How Healthcare Reform Affects You

Separating fact from fiction

What is the difference between a public option and a co-op plan?

A public option would be a government-run program, similar to Medicare or the Veterans healthcare system. To create a public option, Medicaid would be expanded to all individuals with incomes up to 133% (House) or 150% (Senate) of the federal poverty level. Like private insurers, the government would negotiate rates with providers. Supporters say a public option would force private insurers to be more competitive. Critics say this would put them out of business, making way for a government takeover of the entire insurance industry. They also argue that lower administrative costs and the ability to negotiate more favorable rates with physicians and other providers would give the government an unfair advantage.
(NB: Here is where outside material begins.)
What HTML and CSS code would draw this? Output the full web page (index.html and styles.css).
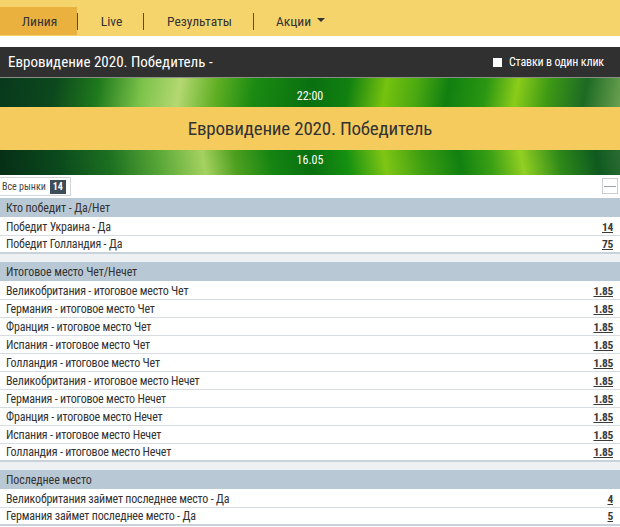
FILE: index.html
```html
<!DOCTYPE html>
<html lang="ru">
<head>
<meta charset="utf-8">
<title>Евровидение 2020</title>
<link rel="stylesheet" href="styles.css">
</head>
<body>
<nav class="topnav">
  <a class="tab active">Линия</a>
  <span class="sep"></span>
  <a class="tab tab-live">Live</a>
  <span class="sep"></span>
  <a class="tab tab-res">Результаты</a>
  <span class="sep"></span>
  <a class="tab tab-promo">Акции <span class="caret"></span></a>
</nav>

<header class="titlebar">
  <h1 class="title">Евровидение 2020. Победитель -</h1>
  <label class="oneclick"><span class="check"></span>Ставки в один клик</label>
</header>

<section class="banner">
  <div class="strip strip-top">22:00</div>
  <div class="band">Евровидение 2020. Победитель</div>
  <div class="strip strip-bottom">16.05</div>
</section>

<div class="filterbar">
  <div class="allmarkets">Все рынки <span class="badge">14</span></div>
  <div class="collapse"><span></span></div>
</div>

<div class="markets">
  <div class="group">
    <div class="ghead">Кто победит - Да/Нет</div>
    <div class="row"><span>Победит Украина - Да</span><a class="odd">14</a></div>
    <div class="row"><span>Победит Голландия - Да</span><a class="odd">75</a></div>
  </div>
  <div class="group">
    <div class="ghead">Итоговое место Чет/Нечет</div>
    <div class="row"><span>Великобритания - итоговое место Чет</span><a class="odd">1.85</a></div>
    <div class="row"><span>Германия - итоговое место Чет</span><a class="odd">1.85</a></div>
    <div class="row"><span>Франция - итоговое место Чет</span><a class="odd">1.85</a></div>
    <div class="row"><span>Испания - итоговое место Чет</span><a class="odd">1.85</a></div>
    <div class="row"><span>Голландия - итоговое место Чет</span><a class="odd">1.85</a></div>
    <div class="row"><span>Великобритания - итоговое место Нечет</span><a class="odd">1.85</a></div>
    <div class="row"><span>Германия - итоговое место Нечет</span><a class="odd">1.85</a></div>
    <div class="row"><span>Франция - итоговое место Нечет</span><a class="odd">1.85</a></div>
    <div class="row"><span>Испания - итоговое место Нечет</span><a class="odd">1.85</a></div>
    <div class="row"><span>Голландия - итоговое место Нечет</span><a class="odd">1.85</a></div>
  </div>
  <div class="group">
    <div class="ghead">Последнее место</div>
    <div class="row"><span>Великобритания займет последнее место - Да</span><a class="odd">4</a></div>
    <div class="row"><span>Германия займет последнее место - Да</span><a class="odd">5</a></div>
  </div>
</div>
</body>
</html>
```

FILE: styles.css
```css
* { box-sizing: border-box; }
html, body { margin: 0; padding: 0; }
body {
  font-family: Roboto, "Liberation Sans", sans-serif;
  font-stretch: 85%;
  color: #333;
  background: #fff;
  width: 620px;
  overflow: hidden;
}

.topnav {
  height: 36px;
  background: #f6d46c;
  display: flex;
  align-items: flex-end;
  padding-bottom: 1px;
}
.tab {
  height: 28px;
  display: flex;
  align-items: center;
  font-size: 13.5px;
  color: #333;
  text-decoration: none;
}
.tab.active {
  width: 77px;
  justify-content: center;
  background: #ebb13f;
  padding-left: 2px;
}
.tab-live { width: 65px; justify-content: center; padding-left: 2px; }
.tab-res { width: 109px; justify-content: center; padding-left: 2px; }
.tab-promo { padding-left: 22px; }
.sep {
  width: 1px;
  height: 17px;
  background: #5a4a2a;
  align-self: center;
  margin-top: 8px;
}
.caret {
  display: inline-block;
  margin-left: 6px;
  width: 0; height: 0;
  border-left: 4px solid transparent;
  border-right: 4px solid transparent;
  border-top: 4px solid #333;
  position: relative;
  top: -1px;
}

.titlebar {
  margin-top: 11px;
  height: 31px;
  background: #303030;
  border-bottom: 1px solid #8a8f86;
  display: flex;
  align-items: center;
  justify-content: space-between;
  padding: 0 16px 0 8px;
}
.title {
  margin: 0;
  font-size: 15px;
  font-weight: 400;
  color: #fff;
}
.oneclick {
  font-size: 12px;
  color: #fff;
  display: flex;
  align-items: center;
  letter-spacing: -0.15px;
}
.check {
  width: 9px; height: 9px;
  background: #fff;
  margin-right: 7px;
}

.banner {
  height: 97px;
  display: flex;
  flex-direction: column;
}
.strip {
  flex: 1;
  display: flex;
  align-items: center;
  justify-content: center;
  font-size: 12px;
  color: #fff;
}
.strip-top {
  height: 29px; flex: none;
  padding-top: 6px;
  background: linear-gradient(100deg,
    #08391c 0%, #0c481d 9%, #1f7a1c 16%, #7cc34a 23%, #b4d872 29%, #5fae22 35%,
    #1a8a12 41%, #0a7010 50%, #108010 56%, #76c20e 62%, #4aa811 67%,
    #117f10 72%, #2a9612 78%, #8bcc1a 83%, #3e9a14 88%, #1d6a24 94%, #6aa050 100%);
}
.band {
  height: 43px;
  background: #f5cb5d;
  display: flex;
  align-items: center;
  justify-content: center;
  font-size: 19px;
  color: #333;
  letter-spacing: -0.2px;
}
.strip-bottom {
  padding-bottom: 6px;
  background: linear-gradient(80deg,
    #062e16 0%, #0b4a1c 10%, #1c7020 18%, #5aa838 26%, #a5d260 33%, #4fa020 38%,
    #148412 44%, #0a7010 50%, #159010 56%, #7fc614 62%, #3e9e12 68%,
    #108010 74%, #3aa014 79%, #92cf22 84%, #2e8a18 90%, #0f5a20 96%, #2a6a32 100%);
}

.filterbar {
  height: 23px;
  display: flex;
  align-items: flex-start;
  justify-content: space-between;
  padding: 2px 2px 0 0;
}
.allmarkets {
  height: 19px;
  width: 71px;
  border: 1px solid #d2d6da;
  border-left: none;
  display: flex;
  align-items: center;
  padding-left: 2px;
  font-size: 10px;
  color: #444;
  gap: 4px;
  white-space: nowrap;
}
.badge {
  background: #3c4d59;
  color: #fff;
  font-size: 10px;
  font-weight: 700;
  padding: 1px 3px;
  line-height: 12px;
}
.collapse {
  width: 16px; height: 16px;
  border: 1px solid #c9ced3;
  margin-top: 1px;
  display: flex;
  align-items: center;
  justify-content: center;
}
.collapse span {
  width: 12px; height: 1px;
  background: #9aa3ab;
}

.markets {
  display: flex;
  flex-direction: column;
  gap: 8px;
  background: #eef1f4;
}
.group { background: #fff; }
.ghead {
  height: 20px;
  background: #b9c8d5;
  display: flex;
  align-items: center;
  padding-left: 6px;
  font-size: 12px;
  letter-spacing: -0.1px;
  color: #333;
  border-bottom: 1px solid #fff;
}
.row {
  height: 18px;
  display: flex;
  align-items: center;
  justify-content: space-between;
  padding: 0 7px 0 6px;
  font-size: 12px;
  letter-spacing: -0.2px;
  color: #333;
  border-bottom: 1px solid #d6dce2;
}
.group .row:last-child { border-bottom: 2px solid #c9d1d9; }
.odd {
  font-weight: 700;
  text-decoration: underline;
  color: #3a3a3a;
  font-size: 11.5px;
  letter-spacing: -0.3px;
}
```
A popular alternative to a public insurance option is the nonprofit health insurance cooperative, which could be formed at the national, state, or local level. A cooperative, like a credit union, is member-owned by the patients it insures and they negotiate rates. The appeal to supporters is that it’s not a government run program. Details must still be worked out, but the conventional wisdom is that the government would fund the start up of co-ops and then turn them over to their members.
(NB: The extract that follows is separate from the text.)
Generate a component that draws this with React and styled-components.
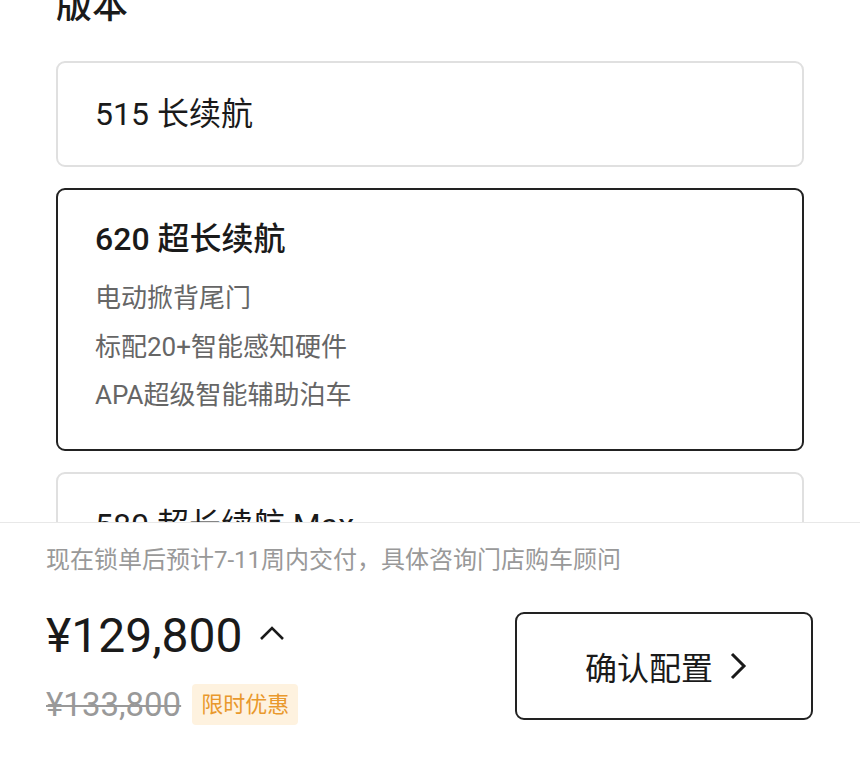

Another idea being considered is a public option trigger. Private insurers would be given a series of benchmarks they must meet by a specific deadline. If they don’t, the government would be free to create a public insurance program. Senate Democrats and conservative House Blue Dog Democrats like the idea.

Under a new healthcare plan, would employers, including small businesses, be required to cover their workers?
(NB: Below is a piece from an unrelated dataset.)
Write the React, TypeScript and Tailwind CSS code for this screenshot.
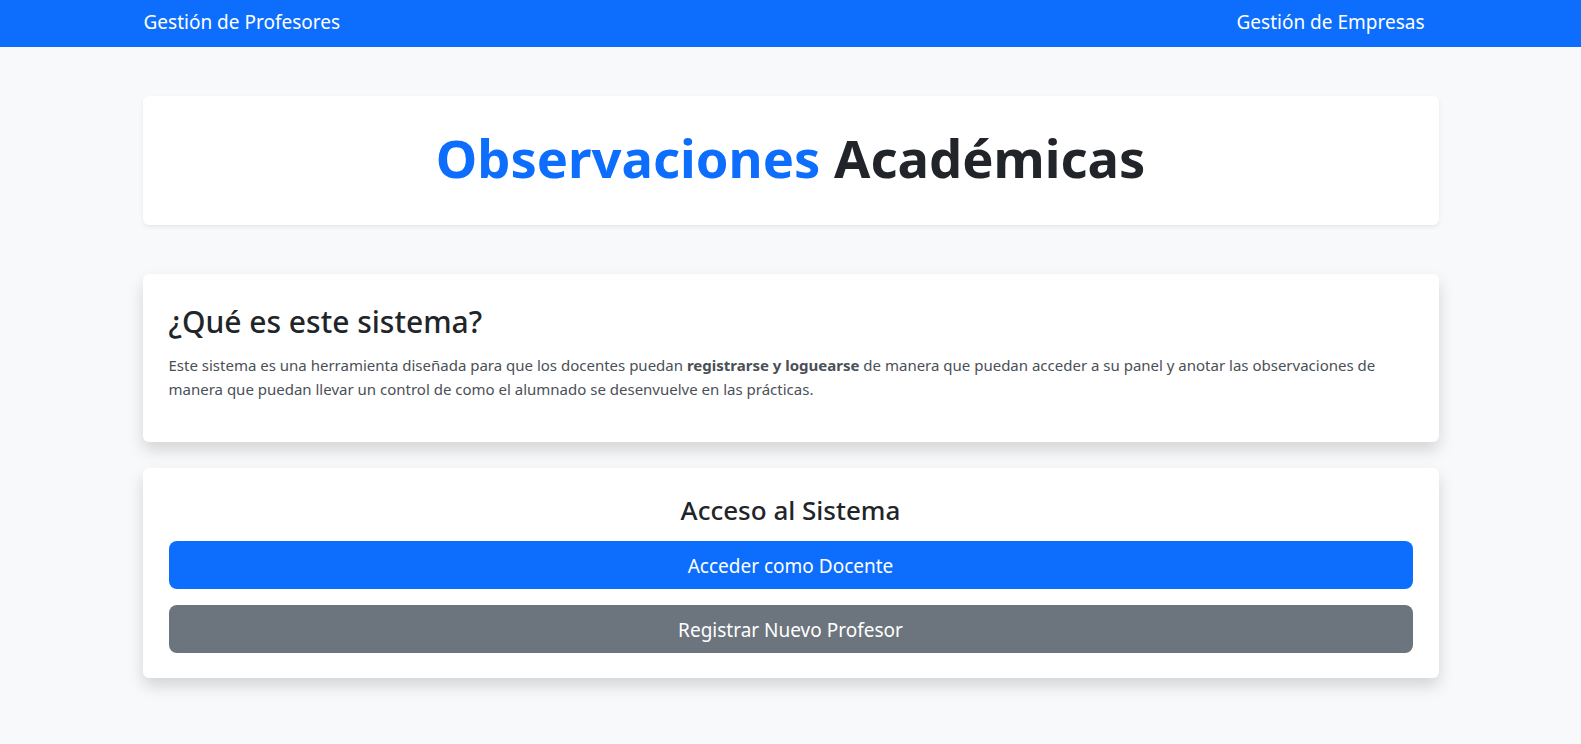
export default function App() {
  return (
    <div className="min-h-screen bg-[#f8f9fa] font-['Noto_Sans',sans-serif] text-[#212529]">
      <nav className="bg-[#0d6efd]">
        <div className="mx-auto flex h-[47px] max-w-[1320px] items-center justify-between px-3 pb-[3px] text-[19px] text-white">
          <a className="pl-[1px]">Gestión de Profesores</a>
          <a className="pr-[14px]">Gestión de Empresas</a>
        </div>
      </nav>

      <main className="mx-auto max-w-[1320px] px-3 pt-[49px]">
        <div className="mb-[49px] flex h-[129px] items-center justify-center rounded-md bg-white pb-[5px] shadow-[0_0.125rem_0.25rem_rgba(0,0,0,0.075)]">
          <h1 className="text-[52.5px] font-bold leading-none">
            <span className="text-[#0d6efd]">Observaciones</span> Académicas
          </h1>
        </div>

        <div className="mb-[26px] rounded-md bg-white px-[26px] pb-[25px] pt-[29px] shadow-[0_0.5rem_1rem_rgba(0,0,0,0.15)]">
          <h2 className="mb-3 text-[30px] font-medium leading-[1.25]">¿Qué es este sistema?</h2>
          <p className="mb-4 text-[15px] leading-6 text-[#495057]">
            Este sistema es una herramienta diseñada para que los docentes puedan{" "}
            <strong className="font-bold">registrarse y loguearse</strong> de manera que puedan acceder
            a su panel y anotar las observaciones de manera que puedan llevar un control de como el
            alumnado se desenvuelve en las prácticas.
          </p>
        </div>

        <div className="rounded-md bg-white px-[26px] pb-[25px] pt-[25px] shadow-[0_0.5rem_1rem_rgba(0,0,0,0.15)]">
          <h3 className="mb-[14px] text-center text-[26px] font-medium leading-[34px]">Acceso al Sistema</h3>
          <button className="mb-4 block h-[48px] w-full rounded-lg bg-[#0d6efd] pt-[4px] text-[19px] text-white">
            Acceder como Docente
          </button>
          <button className="block h-[48px] w-full rounded-lg bg-[#6c757d] pt-[4px] text-[19px] text-white">
            Registrar Nuevo Profesor
          </button>
        </div>
      </main>
    </div>
  );
}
A plan requiring businesses to provide insurance benefits for their employees will likely be included. That could mean that companies with more than 25 employees (or possibly 50) would have to provide insurance for their workers or pay a penalty. Smaller businesses would be exempted. A House bill would exempt firms with a payroll of less than $250,000 a year.

Will people lose their current coverage?

No. People will still have the choices they have today, and the government will work to expand the choice of doctors and plans for everyone.  Medicare would remain a critical part of any reformed system, according to the Center for American Progress think tank.